▸ Task statement:
Print the listing from its top line through the line containing "ChevronDown, X, Plus", nothing more, and leave out the pictures.

▸ Dataset extract:
----

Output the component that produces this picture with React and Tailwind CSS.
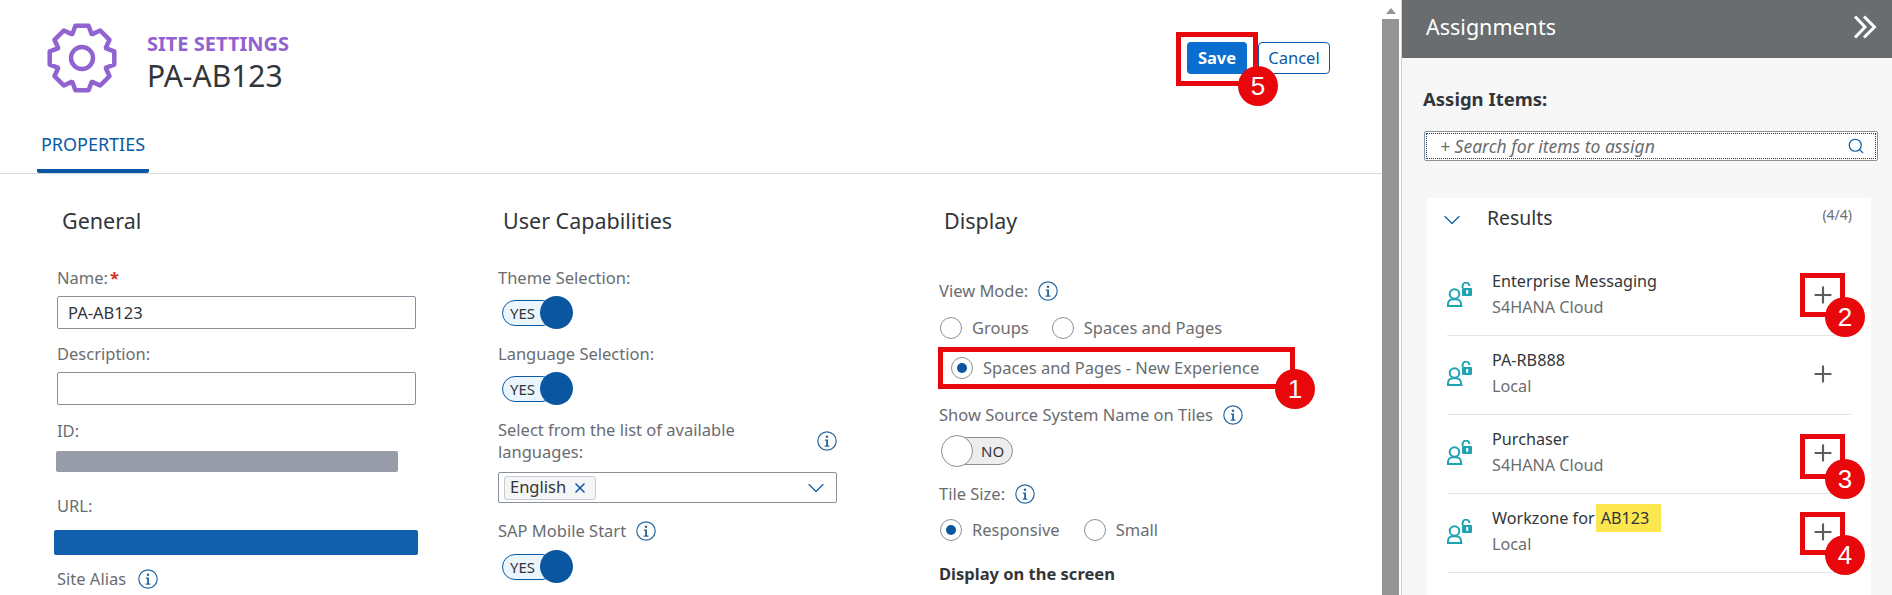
import React from 'react';
import { Search, ChevronDown, X, Plus } from 'lucide-react';

// 8-tooth gear outline, center 40,40
const gearPath = (() => {
  const pts = [];
  for (let i = 0; i < 8; i++) {
    const a = (i * Math.PI) / 4 - Math.PI / 2;
    [[-0.38, 26], [-0.2, 33], [0.2, 33], [0.38, 26]].forEach(([d, r]) => {
      pts.push(`${(40 + r * Math.cos(a + d)).toFixed(1)} ${(40 + r * Math.sin(a + d)).toFixed(1)}`);
    });
  }
  return 'M' + pts.join('L') + 'Z';
})();

const GearIcon = () => (
  <svg width="70" height="70" viewBox="5 5 70 70" fill="none" stroke="#9163d0" strokeWidth="4.5" strokeLinejoin="round">
    <path d={gearPath} />
    <circle cx="40" cy="40" r="11" />
  </svg>
);

const InfoIcon = ({ className = '' }) => (
  <svg width="20" height="20" viewBox="0 0 20 20" className={className}>
    <circle cx="10" cy="10" r="9.2" fill="none" stroke="#2b6a9f" strokeWidth="1.2" />
    <circle cx="10" cy="5.8" r="1.3" fill="#2b6a9f" />
    <path d="M7.8 8.6h3.2v6h1.4v1.1H7.6v-1.1h1.5v-4.9H7.8z" fill="#2b6a9f" />
  </svg>
);

const UserLockIcon = () => (
  <svg width="25" height="25" viewBox="0 0 25 25" fill="none" className="shrink-0 mt-[25px]">
    <circle cx="7.5" cy="12" r="4.8" stroke="#1fa3b3" strokeWidth="2" />
    <path d="M1 24v-2c0-3 2.2-4.8 5-4.8h3c2.8 0 5 1.8 5 4.8v2z" stroke="#1fa3b3" strokeWidth="2" />
    <path d="M0 24.3h15.5" stroke="#1fa3b3" strokeWidth="1.5" />
    <path d="M15.6 6V4a3.4 3.4 0 0 1 6.8 0" stroke="#1fa3b3" strokeWidth="2" />
    <rect x="15" y="6" width="10" height="8" rx="1" fill="#1fa3b3" />
    <rect x="19.2" y="8" width="2" height="3.8" fill="#fff" />
  </svg>
);

const Badge = ({ n }) => (
  <div className="absolute -right-[25px] -bottom-[25px] z-20 w-10 h-10 rounded-full bg-[#e8070a] text-white flex items-center justify-center text-[26px] leading-none font-['Liberation_Sans',sans-serif]">
    {n}
  </div>
);

const Label = ({ children, className = '' }) => (
  <div className={`h-6 leading-6 text-[#6a6d70] flex items-center ${className}`}>{children}</div>
);

const SectionTitle = ({ children }) => (
  <div className="mt-8 ml-[5px] h-[30px] leading-[30px] text-[21.5px] text-[#32363a]">{children}</div>
);

const SwitchOn = ({ className = '' }) => (
  <div className={`flex items-center h-[33px] ${className}`}>
    <div className="ml-1 w-[53px] h-[26px] rounded-full border border-[#0a5aa5] bg-[#ebf5fe] pl-[7px] text-[15px] leading-[24px] text-[#32363a]">YES</div>
    <div className="-ml-[15px] relative w-[33px] h-[33px] rounded-full bg-[#0a56a0]" />
  </div>
);

const SwitchOff = ({ className = '' }) => (
  <div className={`flex items-center h-8 ${className}`}>
    <div className="ml-[2px] relative z-10 w-8 h-8 rounded-full bg-white border border-[#89919a]" />
    <div className="-ml-5 w-[60px] h-7 rounded-r-full border border-[#89919a] bg-[#ededed] pl-[27px] text-[15px] leading-[26px] text-[#32363a]">NO</div>
  </div>
);

const Radio = ({ label, checked, className = '' }) => (
  <div className={`flex items-center h-6 ${className}`}>
    <div className="w-[22px] h-[22px] rounded-full border border-[#89919a] bg-white flex items-center justify-center shrink-0">
      {checked && <div className="w-[10px] h-[10px] rounded-full bg-[#0a56a0]" />}
    </div>
    <span className="ml-[10px] text-[#6a6d70]">{label}</span>
  </div>
);

const GeneralColumn = () => (
  <div>
    <SectionTitle>General</SectionTitle>
    <Label className="mt-[30px]">Name:<span className="ml-[2px] text-[#d92c2c] font-bold">*</span></Label>
    <div className="mt-[6px] w-[359px] h-[33px] border border-[#89919a] rounded-[2px] px-[10px] leading-[31px] text-[#32363a]">PA-AB123</div>
    <Label className="mt-[13px]">Description:</Label>
    <div className="mt-[6px] w-[359px] h-[33px] border border-[#89919a] rounded-[2px]" />
    <Label className="mt-[14px]">ID:</Label>
    <div className="mt-2 -ml-px w-[342px] h-[21px] rounded-[2px] bg-[#989ba8]" />
    <Label className="mt-[22px]">URL:</Label>
    <div className="mt-3 -ml-[3px] w-[364px] h-[25px] rounded-[2px] bg-[#1160ae]" />
    <Label className="mt-3">Site Alias<InfoIcon className="ml-[12px]" /></Label>
  </div>
);

const CapabilitiesColumn = () => (
  <div>
    <SectionTitle>User Capabilities</SectionTitle>
    <Label className="mt-[30px]">Theme Selection:</Label>
    <SwitchOn className="mt-[6px]" />
    <Label className="mt-[13px]">Language Selection:</Label>
    <SwitchOn className="mt-[6px]" />
    <div className="mt-[14px] w-[339px] flex items-center justify-between text-[#6a6d70] leading-[22px]">
      <div className="w-[270px]">Select from the list of available languages:</div>
      <InfoIcon />
    </div>
    <div className="mt-[9px] w-[339px] h-[31px] border border-[#89919a] rounded-[2px] flex items-center justify-between pl-[5px] pr-[6px]">
      <div className="w-[92px] h-6 border border-[#c8cbcf] bg-[#f5f5f5] rounded-[3px] flex items-center px-[5px] text-[#32363a]">
        English
        <X size={16} strokeWidth={2.4} className="ml-[6px] text-[#0a5aa5]" />
      </div>
      <ChevronDown size={28} strokeWidth={1} className="text-[#0a5aa5]" />
    </div>
    <Label className="mt-4">SAP Mobile Start<InfoIcon className="ml-[10px]" /></Label>
    <SwitchOn className="mt-[7px]" />
  </div>
);

const DisplayColumn = () => (
  <div>
    <SectionTitle>Display</SectionTitle>
    <Label className="mt-[43px]">View Mode:<InfoIcon className="ml-[10px]" /></Label>
    <div className="mt-[13px] flex ml-px">
      <Radio label="Groups" />
      <Radio label="Spaces and Pages" className="ml-[23px]" />
    </div>
    <div className="relative mt-[7px] -ml-px w-[357px] h-[42px] border-[5px] border-[#e8070a] flex items-center pl-[8px]">
      <Radio label="Spaces and Pages - New Experience" checked />
      <Badge n="1" />
    </div>
    <Label className="mt-[14px]">Show Source System Name on Tiles<InfoIcon className="ml-[10px]" /></Label>
    <SwitchOff className="mt-2" />
    <Label className="mt-[15px]">Tile Size:<InfoIcon className="ml-[10px]" /></Label>
    <div className="mt-3 flex ml-px">
      <Radio label="Responsive" checked />
      <Radio label="Small" className="ml-6" />
    </div>
    <div className="mt-5 h-6 leading-6 font-bold text-[#32363a]">Display on the screen</div>
  </div>
);

const items = [
  { title: 'Enterprise Messaging', sub: 'S4HANA Cloud', n: '2', box: 'top-0 h-[44px]' },
  { title: 'PA-RB888', sub: 'Local' },
  { title: 'Purchaser', sub: 'S4HANA Cloud', n: '3', box: 'top-[3px] h-[45px]' },
  { title: <>Workzone for<span className="ml-[1px] pl-[5px] pr-[12px] py-[3px] bg-[#fce74e]">AB123</span></>, sub: 'Local', n: '4', box: 'top-[2px] h-[43px]' },
];

const ItemRow = ({ item }) => (
  <div className="mx-5 h-[79px] border-b border-[#e5e5e5] flex items-start">
    <UserLockIcon />
    <div className="ml-5 mt-3 flex-1 text-[16.2px]">
      <div className="h-6 leading-6 text-[#32363a]">{item.title}</div>
      <div className="mt-[2px] h-6 leading-6 text-[#6a6d70]">{item.sub}</div>
    </div>
    <div className="relative mt-4 mr-[6px] w-[45px] h-[44px] flex items-center justify-center">
      <Plus size={26} strokeWidth={2} className="text-[#5a5e63]" />
      {item.n && (
        <div className={`absolute left-0 w-[45px] border-[5px] border-[#e8070a] ${item.box}`}>
          <Badge n={item.n} />
        </div>
      )}
    </div>
  </div>
);

export default function App() {
  return (
    <div className="flex w-[1892px] h-[595px] overflow-hidden bg-white text-[16.5px] font-['Noto_Sans',sans-serif]">
      <div className="w-[1382px] shrink-0">
        <div className="h-[116px] flex items-start pl-[47px] pr-[52px]">
          <div className="mt-[23px]"><GearIcon /></div>
          <div className="ml-[30px] mt-[32px]">
            <div className="h-6 leading-6 text-[20px] font-bold text-[#9163d0]">SITE SETTINGS</div>
            <div className="mt-[2px] h-9 leading-9 text-[30px] text-[#32363a]">PA-AB123</div>
          </div>
          <div className="relative ml-auto mt-8 w-[82px] h-[54px] border-[5px] border-[#e8070a] flex justify-center pt-[5px]">
            <div className="w-[60px] h-8 rounded-[4px] bg-[#0a6ed1] text-white font-bold text-center leading-8">Save</div>
            <Badge n="5" />
          </div>
          <div className="mt-[42px] w-[72px] h-8 rounded-[4px] border border-[#0a5aa5] text-[#0a5aa5] text-center leading-[30px]">Cancel</div>
        </div>
        <div className="h-[58px] border-b border-[#d9d9d9]">
          <div className="ml-[37px] w-[112px] h-[57px] border-b-4 border-[#0a56a0] rounded-b-[2px] pt-[3px] flex items-center justify-center text-[18px] text-[#0a5aa5]">PROPERTIES</div>
        </div>
        <div className="grid grid-cols-[441px_441px_441px] pl-[57px]">
          <GeneralColumn />
          <CapabilitiesColumn />
          <DisplayColumn />
        </div>
      </div>

      <div className="w-[17px] shrink-0 flex flex-col">
        <div className="h-[19px] flex items-center justify-center pt-[2px]">
          <div className="w-0 h-0 border-x-[5px] border-x-transparent border-b-[6px] border-b-[#949494]" />
        </div>
        <div className="flex-1 bg-[#949494]" />
      </div>

      <div className="ml-[2px] flex-1 border-l border-[#d0d0d0] bg-[#f7f7f7]">
        <div className="h-[58px] pl-6 pr-[15px] pb-[4px] bg-[#6a6d70] flex items-center justify-between text-white text-[21.5px]">
          Assignments
          <svg width="24" height="24" viewBox="0 0 24 24" fill="none" stroke="#fff" strokeWidth="3">
            <path d="M2 1.5 12 12 2 22.5M11 1.5 21.5 12 11 22.5" />
          </svg>
        </div>
        <div className="mt-[29px] ml-[21px] h-6 leading-6 text-[18.5px] font-bold text-[#32363a]">Assign Items:</div>
        <div className="mt-5 ml-[22px] w-[454px] h-[30px] border border-[#89919a] rounded-[2px] bg-white p-px">
          <div className="h-full border border-dotted border-[#0a3d70] flex items-center justify-between pl-[13px] pr-[10px] italic text-[17.5px] text-[#6a6d70]">
            + Search for items to assign
            <Search size={18} strokeWidth={1.5} className="text-[#0a5aa5]" />
          </div>
        </div>
        <div className="mt-[37px] ml-[25px] w-[444px] bg-white h-[400px]">
          <div className="h-[59px] pt-[5px] flex items-start pl-[11px] pr-[19px]">
            <ChevronDown size={28} strokeWidth={1} className="mt-[3px] text-[#0a5aa5]" />
            <div className="ml-[21px] h-[30px] leading-[30px] text-[19.4px] text-[#32363a]">Results</div>
            <div className="ml-auto text-[14px] leading-6 text-[#6a6d70]">(4/4)</div>
          </div>
          {items.map((item, i) => <ItemRow key={i} item={item} />)}
        </div>
      </div>
    </div>
  );
}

----

▸ Full response:
Output the component that produces this picture with React and Tailwind CSS.
import React from 'react';
import { Search, ChevronDown, X, Plus } from 'lucide-react';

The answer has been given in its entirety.